Continuous improvement tools and when to use them

Continuous improvement tools help teams solve the right problem in the right way. 

And for UK businesses, tool selection is more than a technical choice. It shapes how clearly teams see problems, test changes, and improve work without adding friction.

In practical terms, continuous improvement tools are the charts, diagrams, worksheets, and structured methods teams use to understand a process, find causes, collect data, analyse patterns, and decide what to change next. 

They are not one single system. They are a set of instruments and approaches that help people improve work step by step. The right choice depends on the problem, the data available, the team's skill level, and the maturity of the process.

So, better tools help, but only when introduced with enough clarity, discipline, and management capability to make them useful.

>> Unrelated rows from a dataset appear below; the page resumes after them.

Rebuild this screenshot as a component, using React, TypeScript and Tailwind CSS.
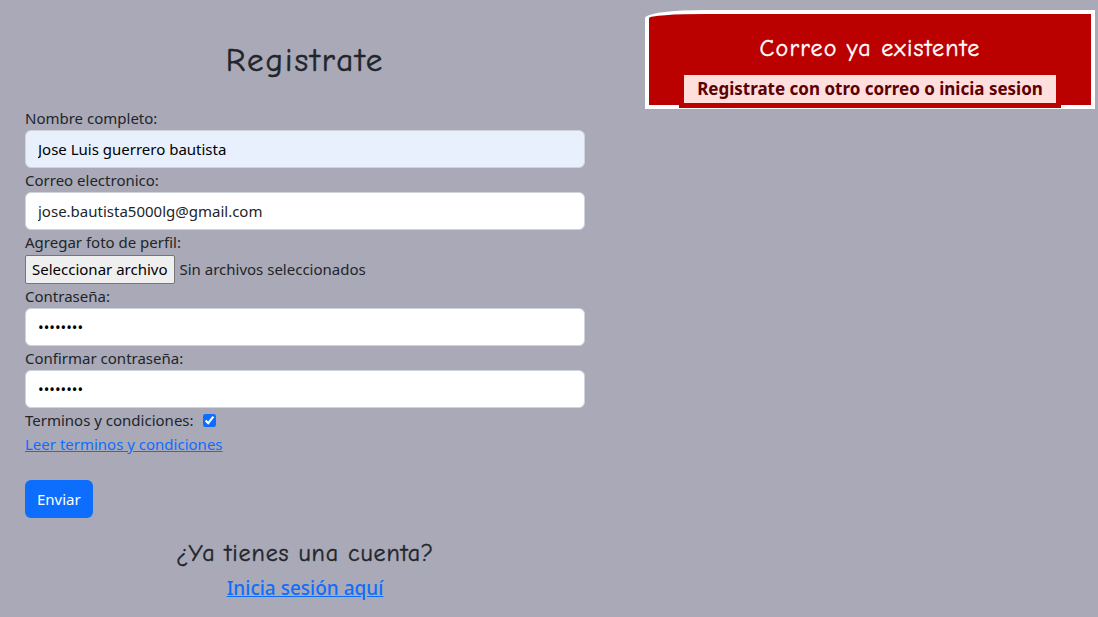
import React from "react";

const comic = { fontFamily: '"Comic Sans MS", "Comic Neue", cursive' };

function Field({ label, children }: { label: string; children: React.ReactNode }) {
  return (
    <div>
      <label className="block leading-6">{label}</label>
      {children}
    </div>
  );
}

export default function App() {
  return (
    <div
      className="min-h-screen bg-[#a9a9b8] flex items-start text-[#212529] text-[15px]"
      style={{ fontFamily: '"Noto Sans", "Open Sans", sans-serif' }}
    >
      <main className="w-[560px] ml-[25px]">
        <h2
          className="text-[33px] tracking-[2px] leading-[40px] text-center mt-[40px] mb-[26px] [-webkit-text-stroke:0.5px_currentColor]"
          style={comic}
        >
          Registrate
        </h2>

        <form className="flex flex-col">
          <Field label="Nombre completo:">
            <input
              type="text"
              readOnly
              defaultValue="Jose Luis guerrero bautista"
              className="w-full h-[38px] px-3 rounded-md border border-[#ced4da] bg-[#e8f0fe] text-black outline-none"
            />
          </Field>
          <Field label="Correo electronico:">
            <input
              type="email"
              readOnly
              defaultValue="jose.bautista5000lg@gmail.com"
              className="w-full h-[38px] px-3 rounded-md border border-[#ced4da] bg-white text-[#212529] outline-none"
            />
          </Field>
          <Field label="Agregar foto de perfil:">
            <div className="flex items-center gap-[5px] h-[30px]">
              <button
                type="button"
                className="h-[29px] px-[6px] bg-[#efefef] border border-[#767676] rounded-[2px] text-black text-[15px]"
              >
                Seleccionar archivo
              </button>
              <span className="text-[15px]">Sin archivos seleccionados</span>
            </div>
          </Field>
          <Field label="Contraseña:">
            <input
              type="password"
              readOnly
              defaultValue="12345678"
              className="w-full h-[38px] px-3 rounded-md border border-[#ced4da] bg-white text-black outline-none"
            />
          </Field>
          <Field label="Confirmar contraseña:">
            <input
              type="password"
              readOnly
              defaultValue="12345678"
              className="w-full h-[38px] px-3 rounded-md border border-[#ced4da] bg-white text-black outline-none"
            />
          </Field>
          <div className="flex items-center gap-[9px] leading-6">
            <span>Terminos y condiciones:</span>
            <input type="checkbox" defaultChecked className="w-[13px] h-[13px] accent-[#0d6efd]" />
          </div>
          <a href="#" className="leading-6 text-[#0d6efd] underline">
            Leer terminos y condiciones
          </a>
          <div className="mt-6">
            <button type="button" className="h-[38px] px-3 rounded-md bg-[#0d6efd] text-white">
              Enviar
            </button>
          </div>
        </form>

        <div className="text-center mt-[18px]">
          <h3
            className="text-2xl tracking-[0.9px] leading-[34px] [-webkit-text-stroke:0.4px_currentColor]"
            style={comic}
          >
            ¿Ya tienes una cuenta?
          </h3>
          <a href="#" className="inline-block mt-[4px] text-[19px] font-medium text-[#0d6efd] underline">
            Inicia sesión aquí
          </a>
        </div>
      </main>

      <div className="ml-auto mr-[3px] mt-[10px] w-[450px] border-4 border-white bg-[#bb0000] rounded-tl-[60px_8px] flex flex-col items-center">
        <h4
          className="text-white text-2xl tracking-[1.2px] leading-8 pt-[18px] mb-[6px] [-webkit-text-stroke:0.4px_currentColor]"
          style={comic}
        >
          Correo ya existente
        </h4>
        <p className="relative -mb-[3px] w-[382px] border-[5px] border-[#bb0000] bg-[#ffdede] text-[#5c0000] font-bold text-[17px] leading-[28px] text-center">
          Registrate con otro correo o inicia sesion
        </p>
      </div>
    </div>
  );
}
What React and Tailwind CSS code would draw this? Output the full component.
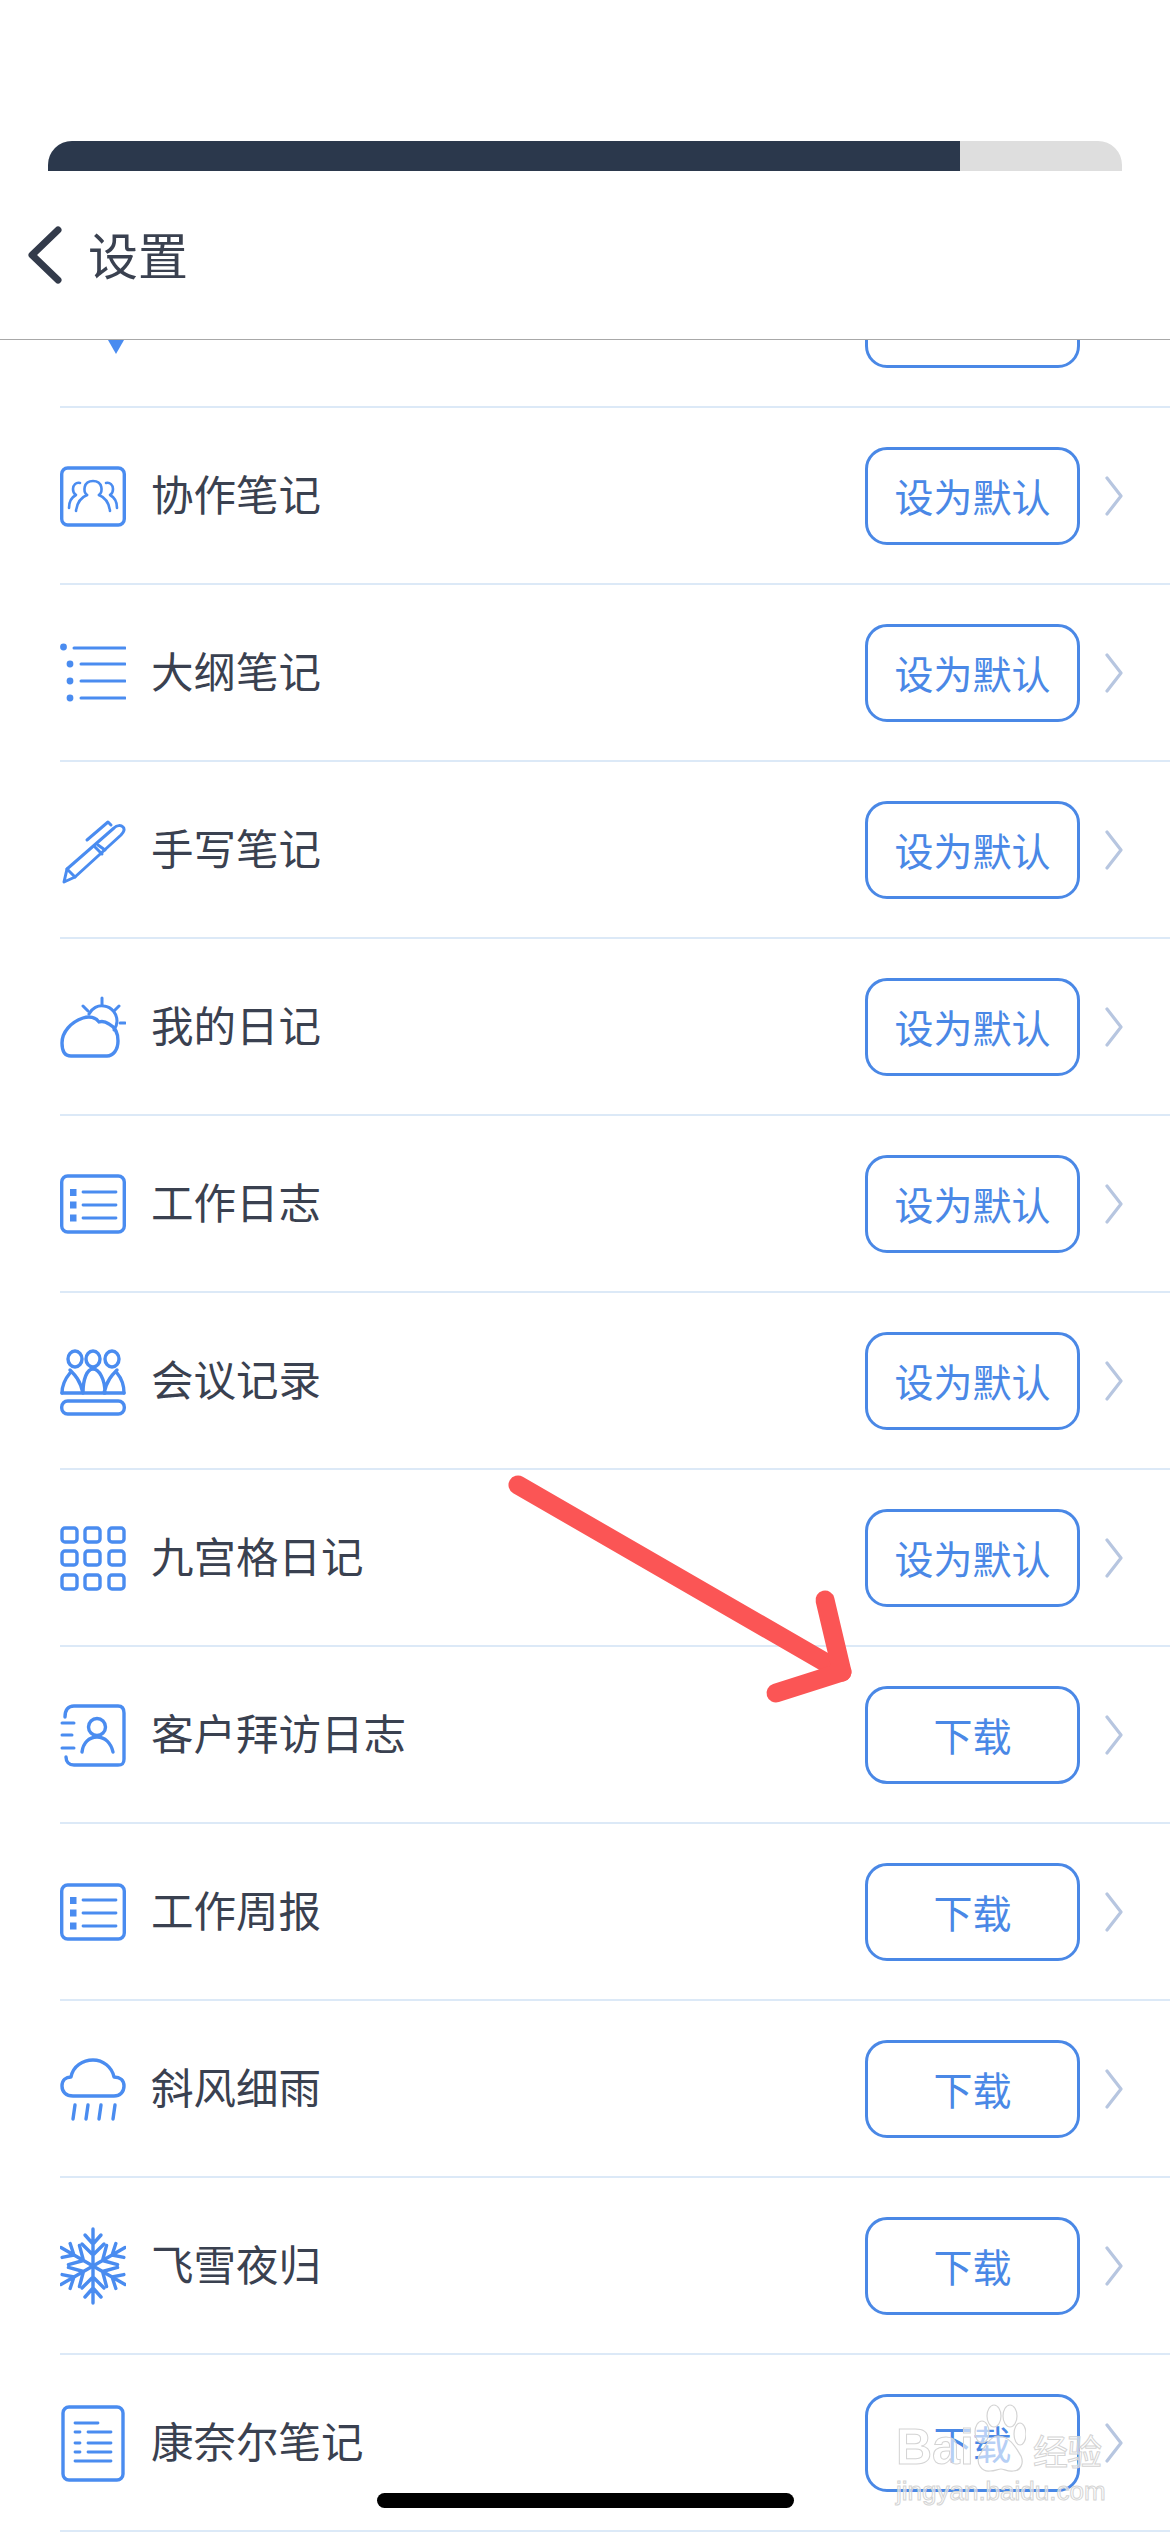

What are continuous improvement tools

Some items are true tools. Some are methods. Some are broader frameworks. 

Some are philosophies that shape how improvement happens over time.

How tools differ from methods, frameworks, and philosophies

A working distinction looks like this:

Why selecting the right continuous improvement tools is important

Because no single tool works well in every situation.

And tools are most effective when they match the type of problem, the data available, the skill level of the team, and the maturity of the process. 

That is why a generic list of tools is rarely enough. Teams do not need all tools at once. They need the right starting point. A process map can be more useful than a full value stream map. A run chart can be more proportionate than a control chart. A check sheet and Pareto chart can solve a prioritisation problem faster than a full DMAIC project. 

The better question is not "Which tool is best?" It is "Which tool best fits the problem in front of us?"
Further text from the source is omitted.